Late Tuesday, M/I Homes announced preliminary results for its fourth quarter and that on Jan. 15 its board approved a poison pill plan to be put before shareholders that would insulate the company from IRS change of ownership rules that could cost it tax assets.
New contracts for 4Q2008 were up 5% to 339; for fiscal 2008, new contracts were down 25% to 1,879. Homes delivered plunged 47% to 554 from 2007's 1,042. For the year ended Dec. 31, 2008, homes delivered were 2,061, down 37% from 3,288 in 2007. The company's cancellation rate was 31% in 4Q08, compared to 49% in 4Q07.
The sales value of homes in backlog at Dec. 31, 2008, was $139 million, with backlog units of 566 and an average sales price of $247,000. The backlog of homes at Dec. 31, 2007, had a sales value of $233 million, with backlog units of 748 and an average sales price of $312,000.

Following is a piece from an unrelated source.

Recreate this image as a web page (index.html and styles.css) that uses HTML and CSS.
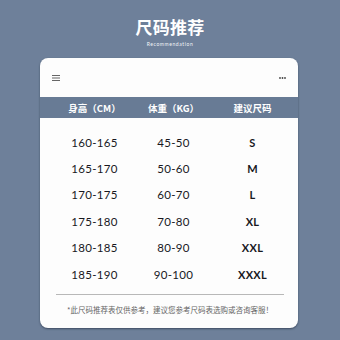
FILE: index.html
```html
<!DOCTYPE html>
<html lang="zh">
<head>
<meta charset="utf-8">
<link rel="stylesheet" href="styles.css">
</head>
<body>
<div class="page">
  <div class="heading">
    <div class="title">尺码推荐</div>
    <div class="subtitle">Recommendation</div>
  </div>
  <div class="card">
    <div class="topbar">
      <svg class="menu" width="8" height="6" viewBox="0 0 8 6"><rect x="0" y="0" width="8" height="1" fill="#666"/><rect x="0" y="2.5" width="8" height="1" fill="#666"/><rect x="0" y="5" width="8" height="1" fill="#666"/></svg>
      <svg class="dots" width="7" height="2" viewBox="0 0 7 2"><circle cx="1" cy="1" r="0.9" fill="#444"/><circle cx="3.5" cy="1" r="0.9" fill="#444"/><circle cx="6" cy="1" r="0.9" fill="#444"/></svg>
    </div>
    <div class="thead">
      <div>身高（CM）</div>
      <div>体重（KG）</div>
      <div>建议尺码</div>
    </div>
    <div class="tbody">
      <div class="row"><div>160-165</div><div>45-50</div><div>S</div></div>
      <div class="row"><div>165-170</div><div>50-60</div><div>M</div></div>
      <div class="row"><div>170-175</div><div>60-70</div><div>L</div></div>
      <div class="row"><div>175-180</div><div>70-80</div><div>XL</div></div>
      <div class="row"><div>180-185</div><div>80-90</div><div>XXL</div></div>
      <div class="row"><div>185-190</div><div>90-100</div><div>XXXL</div></div>
    </div>
    <div class="divider"></div>
    <div class="note">*此尺码推荐表仅供参考，建议您参考尺码表选购或咨询客服！</div>
  </div>
</div>
</body>
</html>
```
FILE: styles.css
```css
html, body {
  margin: 0;
  padding: 0;
}
body {
  width: 340px;
  height: 340px;
  overflow: hidden;
  background: #6e809a;
  font-family: "Noto Sans CJK SC", "Noto Sans", sans-serif;
}
.page {
  display: flex;
  flex-direction: column;
  align-items: center;
  padding-top: 15px;
}
.heading {
  display: flex;
  flex-direction: column;
  align-items: center;
  height: 43px;
}
.title {
  color: #fff;
  font-size: 17px;
  font-weight: 700;
  line-height: 24px;
  letter-spacing: 0.3px;
}
.subtitle {
  color: #f2f4f8;
  font-family: "Lato", sans-serif;
  font-size: 5px;
  line-height: 8px;
  letter-spacing: 0.6px;
  margin-top: 1px;
}
.card {
  width: 258px;
  height: 270px;
  margin-left: -2px;
  background: #fdfdfd;
  border-radius: 8px;
  overflow: hidden;
  box-shadow: 0 1px 2px rgba(30, 40, 60, 0.6);
  display: flex;
  flex-direction: column;
}
.topbar {
  height: 39px;
  display: flex;
  align-items: center;
  justify-content: space-between;
  padding: 0 12px 0 12px;
  box-sizing: border-box;
}
.menu, .dots {
  display: block;
}
.thead {
  height: 21px;
  background: #687b95;
  display: grid;
  grid-template-columns: 79px 79px 79px;
  padding-left: 15px;
  align-items: center;
  color: #fff;
  font-size: 9.5px;
  font-weight: 700;
}
.thead div, .row div {
  text-align: center;
}
.tbody {
  padding-top: 11px;
}
.row {
  height: 26.4px;
  display: grid;
  grid-template-columns: 79px 79px 79px;
  padding-left: 15px;
  align-items: center;
  font-family: "Lato", sans-serif;
  font-size: 11.5px;
  color: #18181d;
  letter-spacing: 0.3px;
}
.row div:last-child {
  font-weight: 700;
  font-size: 11px;
}
.divider {
  height: 1px;
  background: #b8b8b8;
  margin: 7px 14px 0 16px;
}
.note {
  text-align: center;
  font-size: 7.5px;
  color: #666;
  margin-top: 9px;
  padding-left: 2px;
}
```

M/I Homes had 128 active communities at Dec. 31, 2008, compared to 146 at Dec. 31, 2007.
The poison pill provision, which would restrict certain transfers of the company's common shares in order to protect certain tax benefits, will be put to a vote at a special meeting of shareholders on March 13. M/I joins several other builders, including Standard Pacific Corp., Meritage Homes, and Hovnanian Enterprises, which have taken steps to protect tax assets. IRS Code section 382 states that if a company's ownership has changed--with 50% of its owners of 5% or more of its stock having turned over during a specified period of time--the company could lose some or all of its anticipated tax refunds related to claiming current losses against past years' gains.
Beazer Homes USA was recently caught in the IRS trap; it was forced to report an ownership change Dec. 31, 2007, causing the company to take a $396.8 million charge to deferred tax assets.
M/I also announced it has completed an amendment to its credit facility--reducing it to $150 million, adding requirements for collateral and loosening certain covenants, with the maturity date of October 2010 remaining. It said it had no borrowings against the facility at year end and that it had $33 million in cash on hand.
The company will report earnings for the quarter and the year on Feb. 5.
Lynn Norusis is a senior editor at BIG BUILDER magazine.